Who benefits from that? Us consumers
For another company to come in and do something that none of them do, and do it well, is highly unlikely. Not impossible, but highly unlikely.
So people buy some of the product...time goes on, and the company says "Well...looks like we're not selling as many as we need to, so we're going to discontinue the product."
Seen this many, many times.
that happened to me with the Lauwrance iWay 500. A great GPS with a 5" screen, etc., but the!y don't support it anymore
Well, the navigation had been flawless. We drove from Grants Pass Oregon to Crater Lake today and the RVGPS was hopelessly lost. It was a good thing we had maps.
On the other hand, we had to find a place to stay tonight on the move and the GPS came in very handy compared to a Garmin or even a printed campground guide. However, it's very annoying that you can't simply search for "All" campgrounds and have to look through each type (commercial, KOA, National Park, county park, etc.) in sequence.
About those warnings... I turned them all off. The speed limits have only been right about 50% of the time and it sits and yells at you otherwise. The construction warnings were also useless. The hazards (winds, sharp curve) just parrot what the road signage say and are simply distracting.
ust parrot what the road signage say and are simply distracting.
YA how annoying having a verbal "backup' warning of a HIGH WIND area, if you happen to miss a sign. We all know how we all see every sign on the road and never miss one while were looking in a left side mirror while the sign is on the right and we're going 60 miles an hour.
For me, distract me all day long if it keeps me safe.
Like I said Kendall, you're in love with the RVGPS and nothing anyone says here is going to change that. If you've been driving "privately and commercially" for 45 years I don't know how you managed to get by without the RVGPS until now. You obviously need it to be safe.
Road signs are not a distraction. Paying attention and actively controlling your RV are part of driving. Constant warnings from a GPS are a distraction, especially when they are wrong and repeat endlessly. If you need audible warnings that you are going too fast than you are obviously not paying attention to what you're doing (which is driving by the way). If you're going to rely on a gadget to keep you safe then you're not the kind of driver I want to be near on the road.

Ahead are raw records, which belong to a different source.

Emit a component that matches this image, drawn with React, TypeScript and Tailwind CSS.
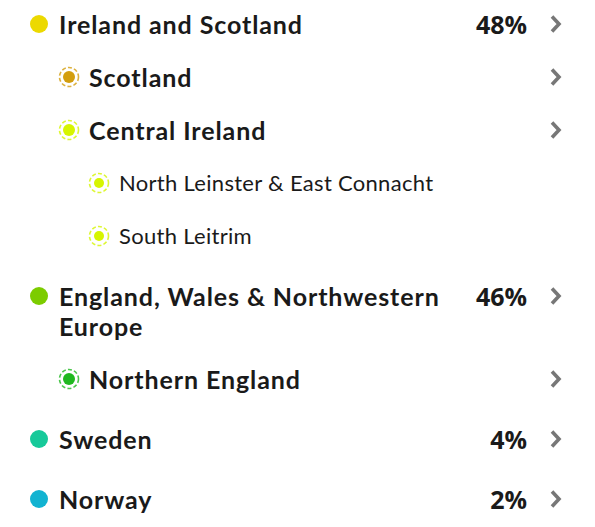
import React from "react";

type Fila = {
  nombre: string;
  nivel: 0 | 1 | 2;
  color: string;
  porcentaje?: string;
  flecha?: boolean;
};

const filas: Fila[] = [
  { nombre: "Ireland and Scotland", nivel: 0, color: "#ecd900", porcentaje: "48%", flecha: true },
  { nombre: "Scotland", nivel: 1, color: "#d39e0e", flecha: true },
  { nombre: "Central Ireland", nivel: 1, color: "#d6f500", flecha: true },
  { nombre: "North Leinster & East Connacht", nivel: 2, color: "#d6f500" },
  { nombre: "South Leitrim", nivel: 2, color: "#d6f500" },
  { nombre: "England, Wales & Northwestern Europe", nivel: 0, color: "#7ccc00", porcentaje: "46%", flecha: true },
  { nombre: "Northern England", nivel: 1, color: "#1fb81f", flecha: true },
  { nombre: "Sweden", nivel: 0, color: "#17c99a", porcentaje: "4%", flecha: true },
  { nombre: "Norway", nivel: 0, color: "#12b3d1", porcentaje: "2%", flecha: true },
];

const Punto = ({ color }: { color: string }) => (
  <span className="w-[18px] h-[18px] rounded-full shrink-0" style={{ backgroundColor: color }} />
);

const PuntoSub = ({ color, chico }: { color: string; chico?: boolean }) => (
  <svg width="22" height="22" viewBox="0 0 22 22" className="shrink-0">
    <circle cx="11" cy="11" r="9.5" fill="none" stroke={color} strokeWidth="1.6" strokeDasharray="4 2.2" opacity="0.8" />
    <circle cx="11" cy="11" r={chico ? 5 : 6} fill={color} />
  </svg>
);

const Flecha = () => (
  <svg width="14" height="20" viewBox="0 0 14 20" className="shrink-0">
    <path d="M3 2.5 L10 10 L3 17.5" fill="none" stroke="#777" strokeWidth="3.6" />
  </svg>
);

export default function App() {
  return (
    <div className="w-[595px] h-[527px] bg-white text-[#1a1a1a] font-['Lato','Liberation_Sans',sans-serif] pl-[28px] pr-[32px] pt-[9px]">
      {filas.map((f, i) => (
        <div
          key={i}
          className={`flex items-start pb-[23px] ${f.nivel === 0 && i > 0 ? "mt-[7px]" : ""}`}
        >
          <div
            className={`flex items-start flex-1 ${
              f.nivel === 1 ? "pl-[30px]" : f.nivel === 2 ? "pl-[60px]" : ""
            }`}
          >
            <div className="h-[30px] flex items-center w-[22px] justify-center mr-[9px] shrink-0">
              {f.nivel === 0 ? <Punto color={f.color} /> : <PuntoSub color={f.color} chico={f.nivel === 2} />}
            </div>
            <span
              className={`max-w-[390px] leading-[30px] ${
                f.nivel === 2
                  ? "text-[22px] font-normal tracking-[0.3px]"
                  : "text-[25px] font-bold tracking-[0.9px]"
              }`}
            >
              {f.nombre}
            </span>
          </div>
          {f.porcentaje && (
            <span className="leading-[30px] text-[25px] font-bold font-['Open_Sans','Liberation_Sans',sans-serif]">
              {f.porcentaje}
            </span>
          )}
          <div className="h-[30px] flex items-center w-[14px] ml-[22px]">{f.flecha && <Flecha />}</div>
        </div>
      ))}
    </div>
  );
}
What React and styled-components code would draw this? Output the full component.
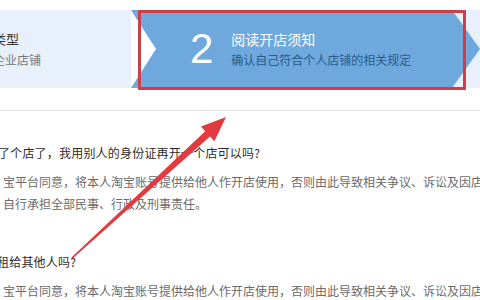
import React from "react";
import styled, { createGlobalStyle } from "styled-components";

const GlobalStyle = createGlobalStyle`
  html, body {
    margin: 0;
    padding: 0;
    background: #fff;
  }
  body {
    font-family: "Noto Sans CJK SC", "Noto Sans", sans-serif;
  }
`;

const Page = styled.div`
  position: relative;
  width: 480px;
  height: 300px;
  overflow: hidden;
  background: #fff;
`;

const StepBar = styled.div`
  display: flex;
  margin-top: 10px;
  height: 78px;
  background: #e8f1fb;
`;

const StepPrev = styled.div`
  width: 138px;
  flex-shrink: 0;
  display: flex;
  flex-direction: column;
  justify-content: center;
  gap: 3px;
  margin-left: -7px;
`;

const StepTitle = styled.div`
  font-size: ${(p) => p.size || 13}px;
  line-height: 18px;
  color: ${(p) => p.color || "#333"};
  white-space: nowrap;
`;

const StepActive = styled.div`
  position: relative;
  flex: 1;
  display: flex;
  align-items: center;
  padding-left: 59px;
  background: #6ea8dc;
  clip-path: polygon(0 0, calc(100% - 28px) 0, 100% 50%, calc(100% - 28px) 100%, 0 100%);
`;

const Notch = styled.div`
  position: absolute;
  left: 0;
  top: 0;
  width: 25px;
  height: 100%;
  background: #fff;
  clip-path: polygon(0 0, 100% 50%, 0 100%);
`;

const StepNum = styled.div`
  font-family: "Liberation Sans", Arial, sans-serif;
  font-size: 42px;
  font-weight: 300;
  color: #fff;
  line-height: 1;
  margin-right: 18px;
`;

const StepText = styled.div`
  display: flex;
  flex-direction: column;
  gap: 3px;
`;

const Divider = styled.div`
  margin-top: 22px;
  height: 1px;
  background: #e4e4e4;
`;

const Faq = styled.div`
  margin-top: ${(p) => p.top}px;
`;

const Question = styled.div`
  font-size: 12px;
  letter-spacing: 0.2px;
  line-height: 22px;
  color: #2b2b2b;
  white-space: nowrap;
  margin-left: ${(p) => p.shift || 0}px;
`;

const Answer = styled.div`
  margin-top: 7px;
  padding-left: 3px;
  font-size: 12px;
  line-height: 22px;
  color: #6a6a6a;
  white-space: nowrap;
`;

const Highlight = styled.div`
  position: absolute;
  left: 138px;
  top: 10px;
  width: 328px;
  height: 80px;
  box-sizing: border-box;
  border: 3px solid #c9404a;
  pointer-events: none;
`;

const Overlay = styled.svg`
  position: absolute;
  left: 0;
  top: 0;
  pointer-events: none;
`;

export default function App() {
  return (
    <Page>
      <GlobalStyle />
      <StepBar>
        <StepPrev>
          <StepTitle>类型</StepTitle>
          <StepTitle size={12} color="#777">企业店铺</StepTitle>
        </StepPrev>
        <StepActive>
          <Notch />
          <StepNum>2</StepNum>
          <StepText>
            <StepTitle size={14} color="#fff">阅读开店须知</StepTitle>
            <StepTitle size={12} color="#2b5c8c">确认自己符合个人店铺的相关规定</StepTitle>
          </StepText>
        </StepActive>
      </StepBar>
      <Divider />
      <Faq top={31}>
        <Question shift={-2}>了个店了，我用别人的身份证再开一个店可以吗?</Question>
        <Answer>
          宝平台同意，将本人淘宝账号提供给他人作开店使用，否则由此导致相关争议、诉讼及因店
          <br />
          自行承担全部民事、行政及刑事责任。
        </Answer>
      </Faq>
      <Faq top={36}>
        <Question shift={-3}>租给其他人吗?</Question>
        <Answer>宝平台同意，将本人淘宝账号提供给他人作开店使用，否则由此导致相关争议、诉讼及因店</Answer>
      </Faq>
      <Highlight />
      <Overlay width="480" height="300" viewBox="0 0 480 300">
        <polygon
          points="71.4,257.4 205.2,131.3 200.9,126.5 226,117 214.4,141.3 210,136.5 72.6,258.6"
          fill="#e23b3f"
        />
      </Overlay>
    </Page>
  );
}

Speaking of the road, the RVGPS failed miserably today navigating from Detroit (Oregon) to Silver Falls State Park. It was so wrong it was almost funny. It couldn't figure out the right route and finally locked up while it was recalculating. I had to use the reset button to get it back to life. It also couldn't navigate from Silver Falls State Park to Salem (and there's a highway directly connecting the two).
I only have one thing to tell Rand McNally... try again. I'll be sending my RVGPS back and picking up a new Garmin with lifetime map and realtime traffic for less than half the price. My friend who is traveling with me in his motorhome and also bought an RVGPS is dissatisfied with his as well and is going to return it too.
It was worth a try but Rand McNally is trying to play with the big boys in SatNav market and they'll need to do a lot better to succeed.
* This post was
edited 07/14/11 01:37am by Mike Schriber *
Well, we are back from a camping trip and I discovered a new feature (which is in the gps manual on page 56 and 57). It was an accidental discovery on my part since I did not read all 154 pages before the camping trip. We were headed north on interstate 69 in Michigan, and I found that if touched the gps map it could be "pushed" or moved into a new position. So instead of zooming in or backing out, I "pushed". We were immediately directed to leave 69 which we did, and then traveled several backroads not fit for our rig and I was a bit aggravated about that. So at the campsite I did some more reading in the manual. The bottom line is this... there is a feature where you tap the map and it will avoid the location you tapped, but it isn't just that simple. You also have to tap the word "Avoid" at the bottom of the screen. I distinctly remember tapping and with one eye barely on the gps I inadvertently tapped "avoid" and wondered what happened to the screen. hmmmm Oh, well (I thought to myself) But it was a lesson in a new feature that could be very good when used intentionally.
Just wanted to pass along something I learned. And I am determined to learn this gps very well.